Johnson Poh, head of data science at the Big Data Analytics Centre of Excellence at DBS Bank, writes on the critical steps to take when developing a big data strategy
To implement an effective big data strategy, businesses must develop themselves in three core areas – data engineering, advanced analytics and visualization.
Developing a core data engineering layer is necessary for setting up a robust data repository. Distributed file systems and data processing technologies are used to build the foundation for an implementation pipeline.
This foundation can then be overlayed with advanced analytics and statistical learning models, which set the stage for predictive analysis, pattern recognition and optimization. Tools to build this secondary layer include open source programming environments such as R and Python.
Finally, to bridge the gap between statistical models and decision analysis, it is essential to provide a visualization interface for users to make sense of the insights from the analytic models.
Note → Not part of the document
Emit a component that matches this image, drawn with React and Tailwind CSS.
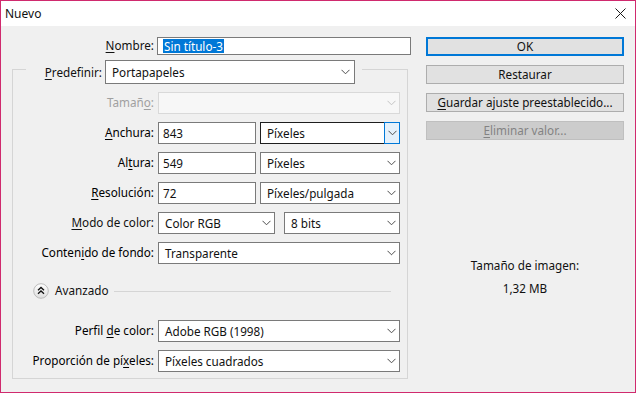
import React from "react";

const Chevron = ({ color = "#4d4d4d" }) => (
  <svg width="9" height="6" viewBox="0 0 9 6">
    <path d="M0.5 0.8 L4.5 4.8 L8.5 0.8" fill="none" stroke={color} strokeWidth="1" />
  </svg>
);

const L = ({ pre = "", u = "", post = "" }) => (
  <span>
    {pre}
    <span className="underline underline-offset-[2px] decoration-[1px]">{u}</span>
    {post}
  </span>
);

function Select({ w, value, disabled, focused }) {
  if (disabled) {
    return (
      <div className={`flex h-[22px] ${w} border border-[#d9d9d9] bg-[#f7f7f7]`}>
        <span className="flex-1" />
        <span className="w-[16px] flex items-center justify-center">
          <Chevron color="#c4c4c4" />
        </span>
      </div>
    );
  }
  if (focused) {
    return (
      <div className={`flex h-[22px] ${w} border border-[#1e1e1e] bg-white`}>
        <span className="flex-1 pl-[6px] leading-[20px] whitespace-nowrap">{value}</span>
        <span className="w-[16px] -my-[1px] -mr-[1px] flex items-center justify-center border border-[#0078d7] bg-[#e5f1fb]">
          <Chevron />
        </span>
      </div>
    );
  }
  return (
    <div className={`flex h-[22px] ${w} border border-[#7a7a7a] bg-white`}>
      <span className="flex-1 pl-[6px] leading-[20px] whitespace-nowrap">{value}</span>
      <span className="w-[16px] flex items-center justify-center">
        <Chevron />
      </span>
    </div>
  );
}

function Input({ w, value }) {
  return (
    <div className={`h-[22px] ${w} border border-[#7a7a7a] bg-white pl-[4px] leading-[20px]`}>
      {value}
    </div>
  );
}

function Row({ label, children, gray }) {
  return (
    <div className="flex items-center h-[22px]">
      <div className={`w-[141px] text-right ${gray ? "text-[#a0a0a0]" : "text-black"}`}>{label}</div>
      <div className="ml-[4px] flex gap-[4px]">{children}</div>
    </div>
  );
}

function Btn({ children, kind }) {
  if (kind === "default")
    return (
      <div className="h-[19px] border-2 border-[#0078d7] bg-[#e1e1e1] flex items-center justify-center leading-[15px]">
        {children}
      </div>
    );
  if (kind === "disabled")
    return (
      <div className="h-[19px] border border-[#bfbfbf] bg-[#cccccc] text-[#838383] flex items-center justify-center leading-[17px]">
        {children}
      </div>
    );
  return (
    <div className="h-[19px] border border-[#adadad] bg-[#e1e1e1] flex items-center justify-center leading-[17px]">
      {children}
    </div>
  );
}

export default function App() {
  return (
    <div className="w-[636px] h-[393px] border border-[#d02a6e] bg-[#f0f0f0] flex flex-col text-[11.7px] text-[#111] font-['Noto_Sans',sans-serif] overflow-hidden">
      <div className="h-[25px] shrink-0 bg-white flex items-center justify-between pl-[4px] pr-[9px]">
        <span className="leading-[16px] text-[12px]">Nuevo</span>
        <svg width="11" height="11" viewBox="0 0 11 11">
          <path d="M0.5 0.5 L10.5 10.5 M10.5 0.5 L0.5 10.5" stroke="#1a1a1a" strokeWidth="1" />
        </svg>
      </div>
      <div className="flex flex-1">
        {/* left column */}
        <div className="w-[410px] pt-[11px] flex flex-col">
          <div className="flex items-center h-[18px]">
            <div className="w-[153px] text-right">
              <L u="N" post="ombre:" />
            </div>
            <div className="ml-[3px] w-[254px] h-[18px] border border-[#7a7a7a] bg-white flex items-center pl-[5px]">
              <span className="bg-[#0078d7] text-white leading-[14px] px-[1px]">Sin título-3</span>
            </div>
          </div>
          <div className="mt-[5px] ml-[11px] w-[396px] flex flex-col">
            <div className="flex h-[24px]">
              <div className="w-[14px] mt-[9px] border-t border-l border-[#d5d5d5]" />
              <div className="w-[76px] text-right leading-[24px]">
                <L u="P" post="redefinir:" />
              </div>
              <div className="ml-[3px]">
                <div className="flex h-[24px] w-[250px] border border-[#7a7a7a] bg-white">
                  <span className="flex-1 pl-[6px] leading-[22px]">Portapapeles</span>
                  <span className="w-[18px] flex items-center justify-center">
                    <Chevron />
                  </span>
                </div>
              </div>
              <div className="flex-1 ml-[7px] mt-[9px] border-t border-r border-[#d5d5d5]" />
            </div>
            <div className="border-l border-r border-b border-[#d5d5d5] pt-[8px] pb-[6px] flex flex-col gap-[8px]">
              <Row label={<L pre="Tamañ" u="o" post=":" />} gray>
                <Select w="w-[242px]" disabled />
              </Row>
              <Row label={<L u="A" post="nchura:" />}>
                <Input w="w-[98px]" value="843" />
                <Select w="w-[140px]" value="Píxeles" focused />
              </Row>
              <Row label={<L pre="Al" u="t" post="ura:" />}>
                <Input w="w-[98px]" value="549" />
                <Select w="w-[140px]" value="Píxeles" />
              </Row>
              <Row label={<L u="R" post="esolución:" />}>
                <Input w="w-[98px]" value="72" />
                <Select w="w-[140px]" value="Píxeles/pulgada" />
              </Row>
              <div className="flex items-center h-[22px]">
                <div className="w-[141px] text-right">
                  <L u="M" post="odo de color:" />
                </div>
                <div className="ml-[4px] flex gap-[9px]">
                  <Select w="w-[117px]" value="Color RGB" />
                  <Select w="w-[116px]" value="8 bits" />
                </div>
              </div>
              <Row label={<L pre="Conten" u="i" post="do de fondo:" />}>
                <Select w="w-[242px]" value="Transparente" />
              </Row>
              <div className="flex items-center h-[18px] mt-[10px] mb-[12px]">
                <svg className="ml-[20px]" width="16" height="16" viewBox="0 0 16 16">
                  <defs>
                    <linearGradient id="g" x1="0" y1="0" x2="0" y2="1">
                      <stop offset="0" stopColor="#ffffff" />
                      <stop offset="1" stopColor="#dedede" />
                    </linearGradient>
                  </defs>
                  <circle cx="8" cy="8" r="7.3" fill="url(#g)" stroke="#b5b5b5" strokeWidth="0.9" />
                  <path d="M5 7.2 L8 4.4 L11 7.2 M5 10.8 L8 8 L11 10.8" fill="none" stroke="#111" strokeWidth="1.3" />
                </svg>
                <span className="ml-[6px]">Avanzado</span>
                <div className="flex-1 ml-[5px] mr-[16px] border-t border-[#d5d5d5]" />
              </div>
              <Row label={<L pre="Perfil " u="d" post="e color:" />}>
                <Select w="w-[242px]" value="Adobe RGB (1998)" />
              </Row>
              <Row label={<L pre="Proporción de pí" u="x" post="eles:" />}>
                <Select w="w-[242px]" value="Píxeles cuadrados" />
              </Row>
            </div>
          </div>
        </div>
        {/* right column */}
        <div className="ml-[15px] w-[198px] pt-[11px] flex flex-col">
          <div className="flex flex-col gap-[9px]">
            <Btn kind="default">OK</Btn>
            <Btn>Restaurar</Btn>
            <Btn>
              <L u="G" post="uardar ajuste preestablecido..." />
            </Btn>
            <Btn kind="disabled">
              <L u="E" post="liminar valor..." />
            </Btn>
          </div>
          <div className="mt-[117px] text-center leading-[16px]">Tamaño de imagen:</div>
          <div className="mt-[7px] text-center leading-[16px]">1,32 MB</div>
        </div>
      </div>
    </div>
  );
}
Such tools include open source visualization libraries, as well as enterprise software.
Businesses should not be afraid to start small by using data they already have to experiment and create a feedback loop
The three core areas may also be represented by six phases of the full-scale analytics delivery pipeline, which covers data production, ingestion, storage, processing, analytics and consumption.
Understanding big data components
Businesses that have honed their craft in big data technologies have become industry game changers. Amazon, eBay, Lazada have transformed the retail industry through personalized product recommendation and customized consumer content because of their data-focused foundation, which has supported their business strategies.
Similarly, Netflix’s data-driven management has led the paradigm shift in the entertainment industry through on-demand video streaming and predicting content that viewers want to watch. Data-driven businesses such as these are better prepared for surviving the next decade in the new economy.
It is through an in-depth appreciation of this pipeline that the promise of big data can be practically realized, most appropriately through the efficient allocation of the right skillsets for the relevant phases in order to ensure minimal mismatch and overstretch of business resources.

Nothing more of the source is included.